01.02.2017 - Oliver Schneider

Software Tools for Vibrotactile Grids

Vibrotactile actuators, which stimulate the skin through vibration, are ubiquitous in mobile devices and smartwatches, and increasingly deployed in commercial products for entertainment, accessibility, and navigation. These more complex devices involve not just a single actuator, but several arranged into grids in chairs, vests, and belts. With careful sequencing, grids can render the illusion of complex motion paths, for example, sending a shiver down someone’s spine in a horror game, or a “turn left” signal for the driver of a car. To better support these devices, I have built a series of software tools that allow engineers and artists to easily create and customize vibrotactile effects, including motion, in real-time.

08.02.2017 - Julian Risch

Entropy-Based Topic Modeling on Multiple Domain-Specific Text Collections

Cross-collection topic modeling is substantial for the exploration, clustering, and comparison of large sets of text documents from different collections.
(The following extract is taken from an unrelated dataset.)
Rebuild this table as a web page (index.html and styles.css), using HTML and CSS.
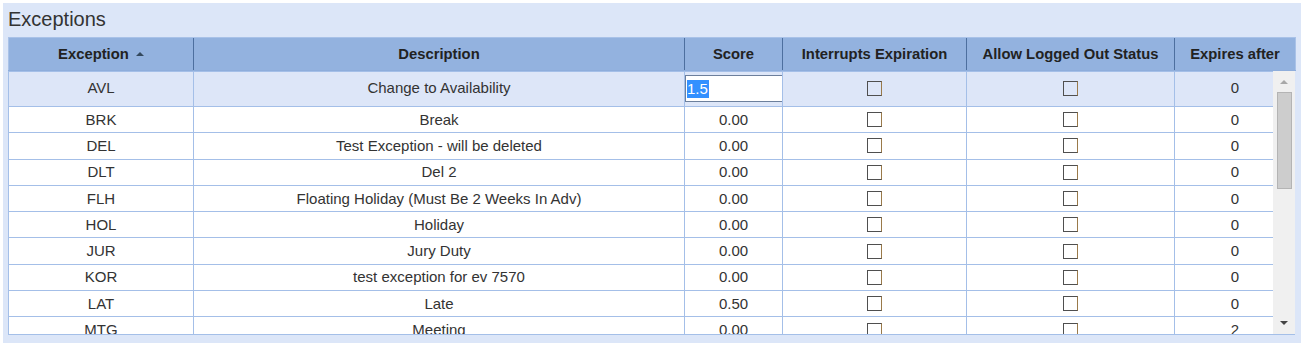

Its field of application, comparative text mining, reaches from genre analysis and bias detection to the revelation of cultural and geographic differences or the search for prior art in patents and scientific papers. However, topic modeling on multiple collections is challenging because of domain-specific vocabulary.

This talk presents a novel topic model that combines cross-collection topic modeling with automatic domain term extraction. The model distinguishes domain-specific and domain-independent words based on information entropy and reveals commonalities and differences of multiple text collections.

We evaluate our model on patents, scientific papers, newspaper articles, forum posts, and Wikipedia pages. In comparison to state-of-the-art approaches, our model improves on topic coherence, perplexity, and classification accuracy. In addition, our model ensures disjunct general and specific word distributions, resulting in clear-cut topic representations.